> _DATA EXCERPT_
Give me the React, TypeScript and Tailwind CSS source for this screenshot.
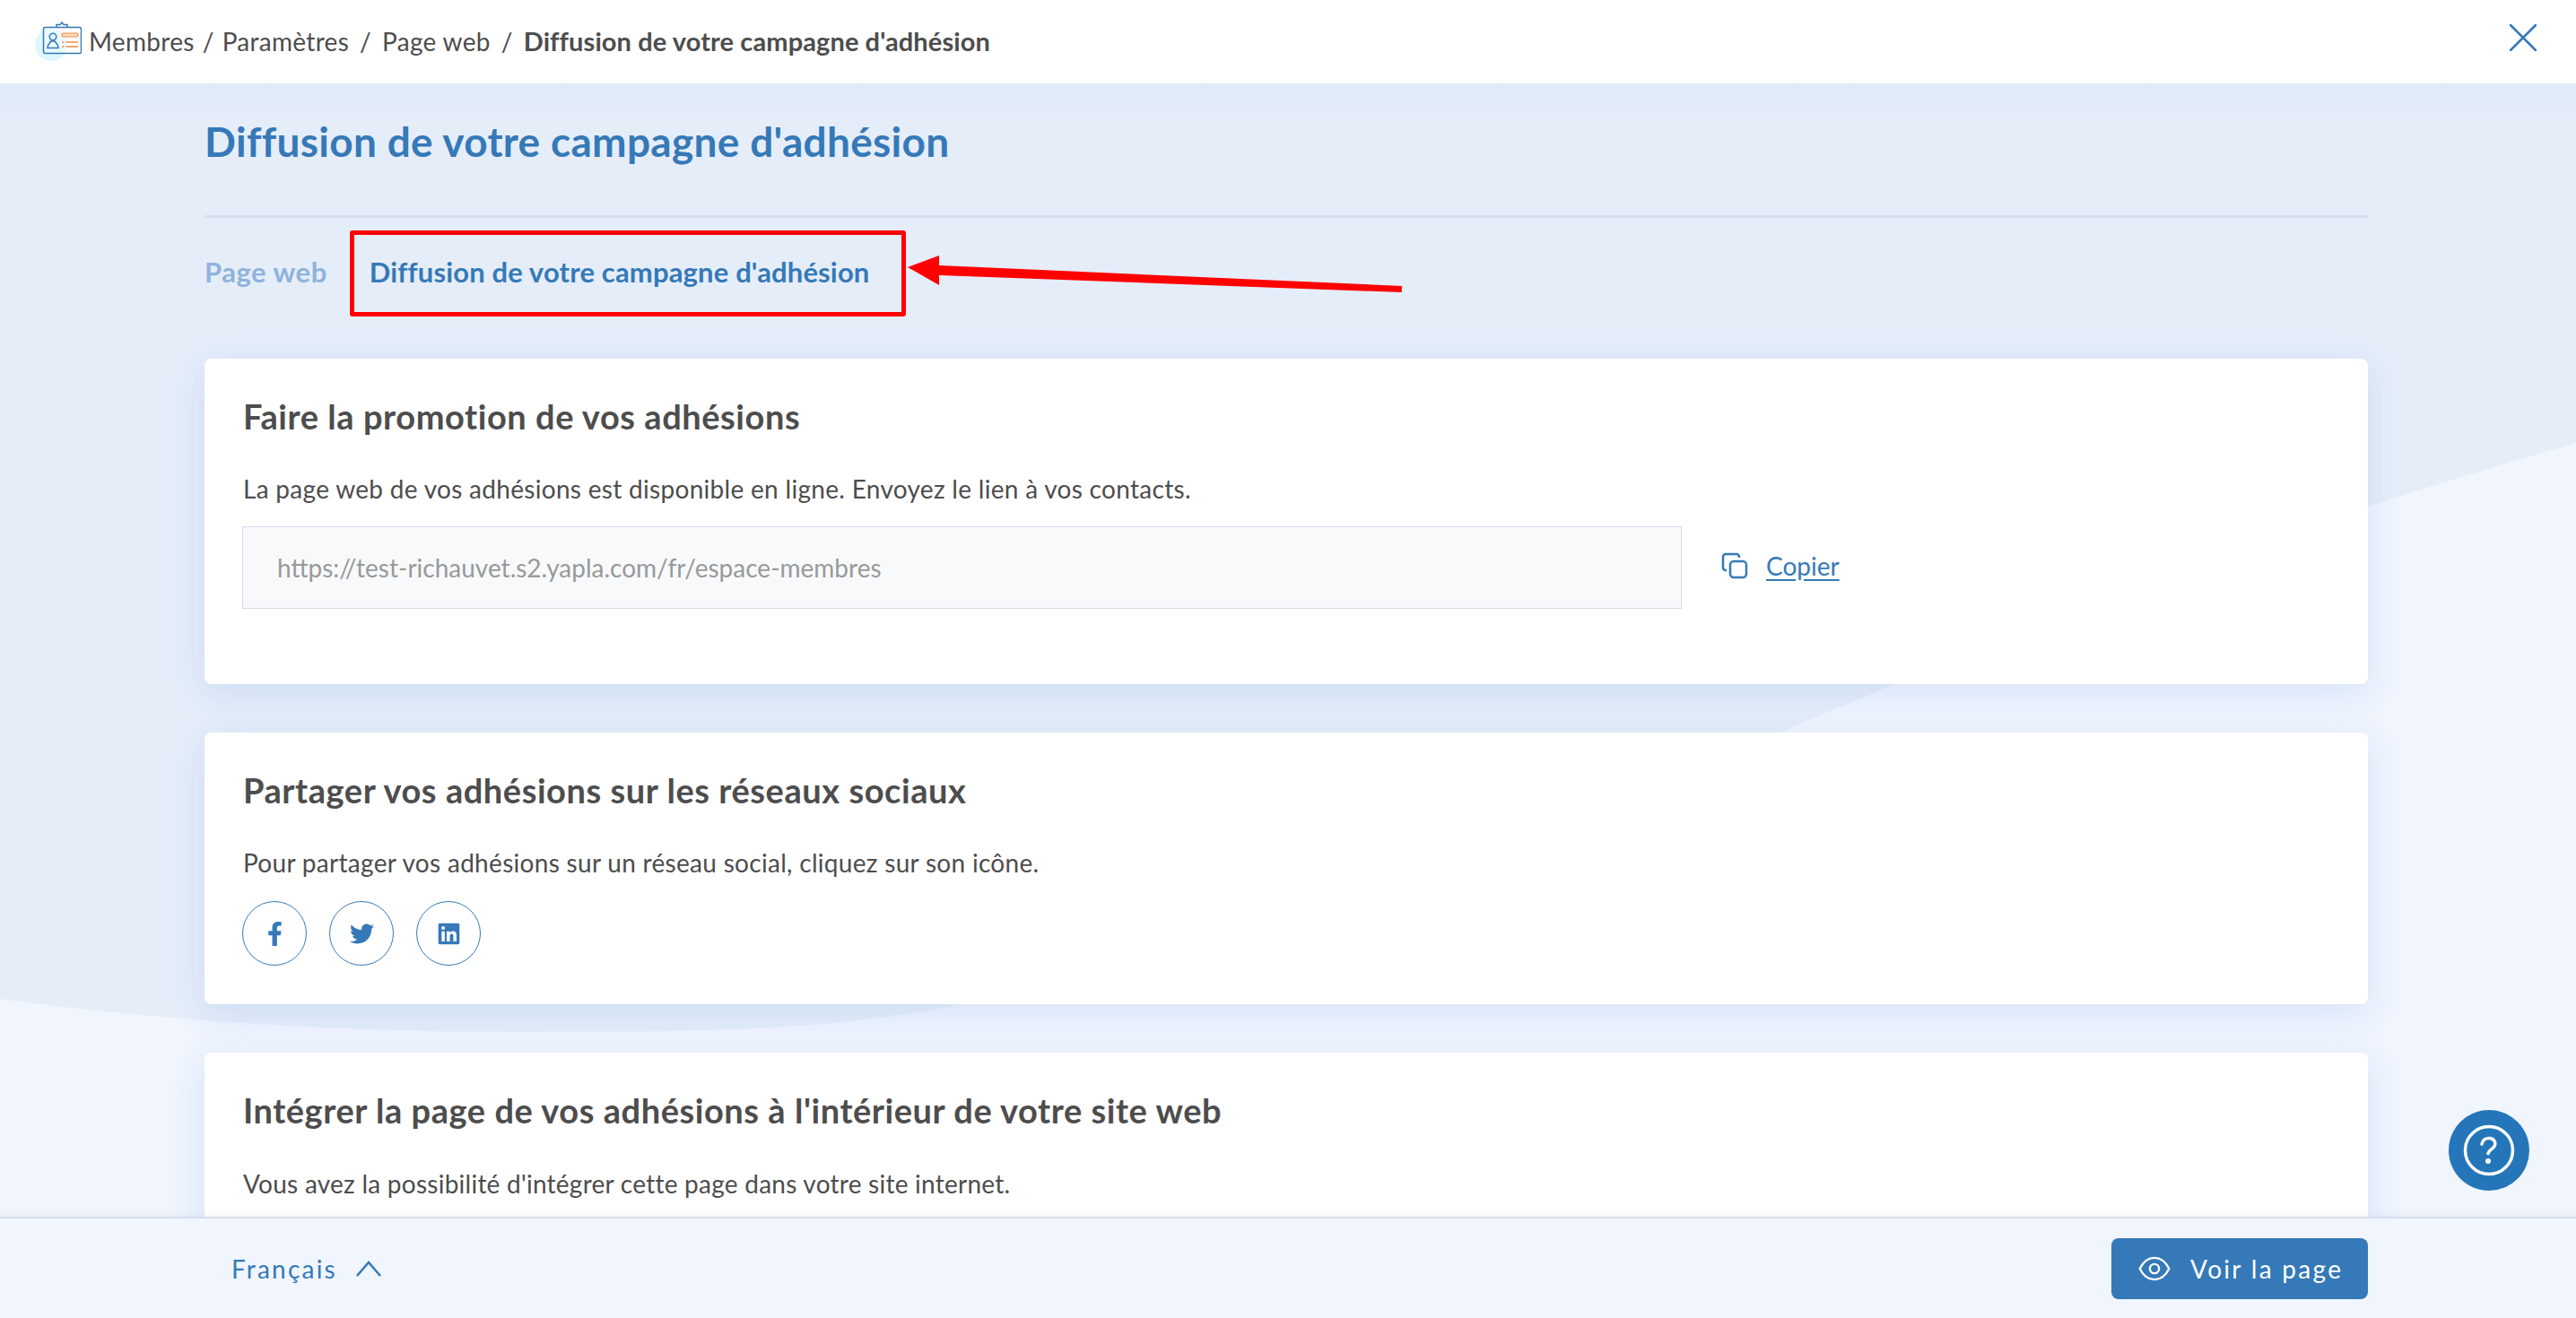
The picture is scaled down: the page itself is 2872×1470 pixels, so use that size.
import React from "react";
import { FaFacebookF, FaTwitter, FaLinkedin } from "react-icons/fa";

const font = { fontFamily: '"Lato", "Open Sans", sans-serif' };

function Logo() {
  return (
    <svg width="52" height="46" viewBox="0 0 52 46" className="shrink-0" fill="none">
      <circle cx="18" cy="26" r="18" fill="#dff7fe" />
      <rect x="9.500" y="6.500" width="42" height="29" rx="2" fill="#fff" fillOpacity="0.35" stroke="#3579b8" strokeWidth="1.500" />
      <path d="M24 6V3.500h4L30 1l2 2.500h4V6" stroke="#3579b8" strokeWidth="1.500" />
      <circle cx="20" cy="17" r="3.800" stroke="#3579b8" strokeWidth="1.500" />
      <path d="M14 29.500c0-5 2.500-5 4-7.500h4c1.500 2.500 4 2.500 4 7.500z" stroke="#3579b8" strokeWidth="1.500" />
      <rect x="30" y="13" width="18" height="4" rx="1.500" fill="#fcdcc4" stroke="#f58b3f" strokeWidth="1.200" />
      <path d="M30 23h2.500M34.500 23H48M30 28h2.500M34.500 28H48" stroke="#f58b3f" strokeWidth="1.500" />
    </svg>
  );
}

function Card({ title, children, className }: { title: string; children?: React.ReactNode; className: string }) {
  return (
    <section className={"shrink-0 rounded-lg bg-white px-[42px] shadow-[0_10px_40px_rgba(53,121,216,0.14)] " + className}>
      <h2 className="pl-[1px] pt-[44px] text-[38px] leading-[40px] font-bold tracking-[0.55px] text-[#4d4d4d]">{title}</h2>
      {children}
    </section>
  );
}

function Social({ children }: { children: React.ReactNode }) {
  return (
    <a className="flex h-[72px] w-[72px] items-center justify-center rounded-full border border-[#3579b8] text-[#3579b8]">
      {children}
    </a>
  );
}

export default function App() {
  return (
    <div style={font} className="flex h-[1470px] w-[2872px] flex-col overflow-hidden bg-white">
      <header className="relative z-10 flex h-[93px] shrink-0 items-center bg-white pl-[39px] pr-[44px] text-[28px] tracking-[0.3px] text-[#4d4d4d]">
        <div className="mr-[8px]"><Logo /></div>
        <span className="pb-[2px]">Membres</span>
        <span className="mx-[9px] pb-[2px]">/</span>
        <span className="pb-[2px]">Paramètres</span>
        <span className="mx-[12px] pb-[2px]">/</span>
        <span className="pb-[2px]">Page web</span>
        <span className="mx-[12px] pb-[2px]">/</span>
        <span className="pb-[2px] text-[29px] font-bold tracking-[0.1px]">Diffusion de votre campagne d'adhésion</span>
        <svg className="-mt-[9px] ml-auto" width="30" height="30" viewBox="0 0 30 30" fill="none" stroke="#3579b8" strokeWidth="2.500" strokeLinecap="round">
          <path d="M1 1l28 28M29 1L1 29" />
        </svg>
      </header>

      <main className="relative min-h-0 flex-1 overflow-hidden bg-[#e5edf9]">
        <svg className="absolute inset-0" width="2872" height="1264" viewBox="0 0 2872 1264" fill="#f0f5fe">
          <path d="M0 1021C200 1048 400 1058 570 1058C760 1058 930 1058 1071 1027C1400 960 1750 830 1985 724C2050 695 2080 685 2111 670C2300 590 2560 490 2872 401V1264H0Z" />
        </svg>
        <div className="absolute inset-x-0 top-0 h-[40px] bg-gradient-to-b from-[#dfe9f8] to-transparent" />

        <div className="relative flex flex-col pl-[228px] pr-[232px]">
          <h1 className="pt-[41px] text-[46px] leading-[48px] font-bold tracking-[0.3px] text-[#3579b8]">Diffusion de votre campagne d'adhésion</h1>
          <div className="mt-[58px] h-[3px] shrink-0 bg-[#d3dfeb]" />
          <nav className="mt-[42px] flex items-center text-[31px] leading-[36px] font-bold">
            <a className="tracking-[0.5px] text-[#8fb3dc]">Page web</a>
            <a className="ml-[47px] tracking-[0.15px] text-[#3579b8]">Diffusion de votre campagne d'adhésion</a>
          </nav>

          <div className="mt-[79px] flex flex-col gap-[54px]">
            <Card title="Faire la promotion de vos adhésions" className="h-[363px]">
              <p className="mt-[43px] pl-[1px] text-[28px] leading-[36px] tracking-[0.3px] text-[#4d4d4d]">
                La page web de vos adhésions est disponible en ligne. Envoyez le lien à vos contacts.
              </p>
              <div className="mt-[24px] flex items-center">
                <div className="flex h-[92px] w-[1605px] items-center border border-[#d3deea] bg-[#f7f9fb] pl-[38px] text-[28px] text-[#999999]">
                  https://test-richauvet.s2.yapla.com/fr/espace-membres
                </div>
                <svg className="-mt-[5px] ml-[44px]" width="30" height="30" viewBox="0 0 30 30" fill="none" stroke="#3579b8" strokeWidth="2.500">
                  <rect x="10" y="10" width="18" height="18" rx="4" />
                  <path d="M6 20H5a3 3 0 0 1-3-3V5a3 3 0 0 1 3-3h12a3 3 0 0 1 3 3v1" />
                </svg>
                <a className="-mt-[5px] ml-[20px] text-[28px] text-[#3579b8] underline underline-offset-4">Copier</a>
              </div>
            </Card>

            <Card title="Partager vos adhésions sur les réseaux sociaux" className="h-[303px]">
              <p className="mt-[43px] pl-[1px] text-[28px] leading-[36px] tracking-[0.3px] text-[#4d4d4d]">
                Pour partager vos adhésions sur un réseau social, cliquez sur son icône.
              </p>
              <div className="mt-[25px] flex gap-[25px]">
                <Social><FaFacebookF size={27} /></Social>
                <Social><FaTwitter size={27} /></Social>
                <Social><FaLinkedin size={27} /></Social>
              </div>
            </Card>

            <Card title="Intégrer la page de vos adhésions à l'intérieur de votre site web" className="h-[400px]">
              <p className="mt-[44px] pl-[1px] text-[28px] leading-[36px] tracking-[0.25px] text-[#4d4d4d]">
                Vous avez la possibilité d'intégrer cette page dans votre site internet.
              </p>
            </Card>
          </div>
        </div>

        <div className="absolute left-[390px] top-[164px] h-[96px] w-[620px] rounded-[3px] border-[5px] border-[#ff0000]" />
        <svg className="absolute left-[1000px] top-[180px]" width="580" height="60" viewBox="0 0 580 60" fill="#ff0000">
          <path d="M12 25L47 12v11l516 23-0.300 7L47 34v11z" />
        </svg>
        <button className="absolute left-[2730px] top-[1145px] flex h-[90px] w-[90px] items-center justify-center rounded-full bg-[#2476b9]">
          <svg width="58" height="58" viewBox="0 0 58 58" fill="none" stroke="#fff" strokeWidth="3.500" strokeLinecap="round">
            <circle cx="29" cy="29" r="26.500" />
            <path d="M21 22c1-5 5-7 9-6.500 5 .7 7 5 5 9-1.500 3-6 4-7 8" />
            <circle cx="28" cy="41" r="1.300" fill="#fff" />
          </svg>
        </button>
      </main>

      <footer className="relative z-10 flex h-[113px] shrink-0 items-center justify-between border-t-2 border-[#d5deec] bg-[#f0f5fe] pl-[258px] pr-[232px] shadow-[0_-4px_10px_rgba(0,0,0,0.03)]">
        <div className="flex items-center text-[28px] tracking-[2.200px] text-[#3579b8]">
          <span>Français</span>
          <svg className="ml-[20px]" width="30" height="20" viewBox="0 0 30 20" fill="none" stroke="#3579b8" strokeWidth="2.500">
            <path d="M2 18L15 3l13 15" />
          </svg>
        </div>
        <button className="flex h-[68px] w-[286px] items-center gap-[22px] rounded-lg bg-[#3579b8] pl-[30px] text-[28px] tracking-[2.300px] text-white">
          <svg width="36" height="28" viewBox="0 0 38 30" fill="none" stroke="#fff" strokeWidth="2.500">
            <path d="M1.500 15C6 6 12 2 19 2s13 4 17.500 13C32 24 26 28 19 28S6 24 1.500 15z" />
            <circle cx="19" cy="15" r="5.500" />
          </svg>
          Voir la page
        </button>
      </footer>
    </div>
  );
}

> _WHAT TO DO_
Return every line containing "size".

> _PROBLEM SOLUTION_
The picture is scaled down: the page itself is 2872×1470 pixels, so use that size.
                <Social><FaFacebookF size={27} /></Social>
                <Social><FaTwitter size={27} /></Social>
                <Social><FaLinkedin size={27} /></Social>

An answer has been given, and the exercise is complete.